* _Given information_:
BEGIN

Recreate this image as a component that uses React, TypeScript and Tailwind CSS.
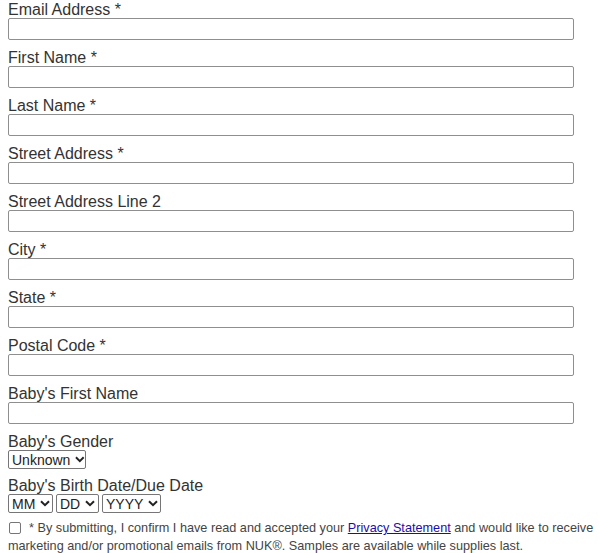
import React from "react";

const fields = [
  "Email Address *",
  "First Name *",
  "Last Name *",
  "Street Address *",
  "Street Address Line 2",
  "City *",
  "State *",
  "Postal Code *",
  "Baby's First Name",
];

function Chevron() {
  return (
    <svg width="10" height="7" viewBox="0 0 10 7" className="ml-[5px]">
      <path d="M1 1.2 L5 5.2 L9 1.2" fill="none" stroke="#222" strokeWidth="2" />
    </svg>
  );
}

function FakeSelect({ label, width }: { label: string; width: string }) {
  return (
    <div
      className={`flex h-[19px] items-center rounded-[2px] border border-[#767676] bg-white pl-[3px] text-[14px] leading-none text-[#222] ${width}`}
    >
      <span>{label}</span>
      <Chevron />
    </div>
  );
}

export default function App() {
  return (
    <div className="min-h-[553px] overflow-hidden bg-white px-2 pt-px font-['Liberation_Sans',Arial,sans-serif] text-[#333]">
      {fields.map((f) => (
        <div key={f} className="flex h-[48px] flex-col">
          <label className="h-[17px] text-[16px] leading-[17px]">{f}</label>
          <div className="h-[22px] w-[566px] rounded-[2px] border border-[#8f8f8f] bg-white"></div>
        </div>
      ))}
      <div className="flex h-[44px] flex-col">
        <label className="h-[17px] text-[16px] leading-[17px]">Baby's Gender</label>
        <FakeSelect label="Unknown" width="w-[78px]" />
      </div>
      <div className="flex flex-col">
        <label className="h-[17px] text-[16px] leading-[17px]">Baby's Birth Date/Due Date</label>
        <div className="flex gap-[3px]">
          <FakeSelect label="MM" width="w-[45px]" />
          <FakeSelect label="DD" width="w-[43px]" />
          <FakeSelect label="YYYY" width="w-[59px]" />
        </div>
      </div>
      <div className="mt-[6px] w-[640px] text-[12.7px] leading-[18px] text-[#444]">
        <div className="flex items-center whitespace-nowrap">
          <span className="mr-[8px] ml-px h-[12px] w-[12px] shrink-0 rounded-[2px] border border-[#767676] bg-white"></span>
          <span>
            * By submitting, I confirm I have read and accepted your{" "}
            <a className="text-[#1a0dab] underline">Privacy Statement</a> and would like to receive
          </span>
        </div>
        <div className="whitespace-nowrap">
          marketing and/or promotional emails from NUK®. Samples are available while supplies last.
        </div>
      </div>
    </div>
  );
}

END

* _Exercise brief_: Transcribe the whole listing exactly. Pictures are excluded.

* _Written response_:
Recreate this image as a component that uses React, TypeScript and Tailwind CSS.
import React from "react";

const fields = [
  "Email Address *",
  "First Name *",
  "Last Name *",
  "Street Address *",
  "Street Address Line 2",
  "City *",
  "State *",
  "Postal Code *",
  "Baby's First Name",
];

function Chevron() {
  return (
    <svg width="10" height="7" viewBox="0 0 10 7" className="ml-[5px]">
      <path d="M1 1.2 L5 5.2 L9 1.2" fill="none" stroke="#222" strokeWidth="2" />
    </svg>
  );
}

function FakeSelect({ label, width }: { label: string; width: string }) {
  return (
    <div
      className={`flex h-[19px] items-center rounded-[2px] border border-[#767676] bg-white pl-[3px] text-[14px] leading-none text-[#222] ${width}`}
    >
      <span>{label}</span>
      <Chevron />
    </div>
  );
}

export default function App() {
  return (
    <div className="min-h-[553px] overflow-hidden bg-white px-2 pt-px font-['Liberation_Sans',Arial,sans-serif] text-[#333]">
      {fields.map((f) => (
        <div key={f} className="flex h-[48px] flex-col">
          <label className="h-[17px] text-[16px] leading-[17px]">{f}</label>
          <div className="h-[22px] w-[566px] rounded-[2px] border border-[#8f8f8f] bg-white"></div>
        </div>
      ))}
      <div className="flex h-[44px] flex-col">
        <label className="h-[17px] text-[16px] leading-[17px]">Baby's Gender</label>
        <FakeSelect label="Unknown" width="w-[78px]" />
      </div>
      <div className="flex flex-col">
        <label className="h-[17px] text-[16px] leading-[17px]">Baby's Birth Date/Due Date</label>
        <div className="flex gap-[3px]">
          <FakeSelect label="MM" width="w-[45px]" />
          <FakeSelect label="DD" width="w-[43px]" />
          <FakeSelect label="YYYY" width="w-[59px]" />
        </div>
      </div>
      <div className="mt-[6px] w-[640px] text-[12.7px] leading-[18px] text-[#444]">
        <div className="flex items-center whitespace-nowrap">
          <span className="mr-[8px] ml-px h-[12px] w-[12px] shrink-0 rounded-[2px] border border-[#767676] bg-white"></span>
          <span>
            * By submitting, I confirm I have read and accepted your{" "}
            <a className="text-[#1a0dab] underline">Privacy Statement</a> and would like to receive
          </span>
        </div>
        <div className="whitespace-nowrap">
          marketing and/or promotional emails from NUK®. Samples are available while supplies last.
        </div>
      </div>
    </div>
  );
}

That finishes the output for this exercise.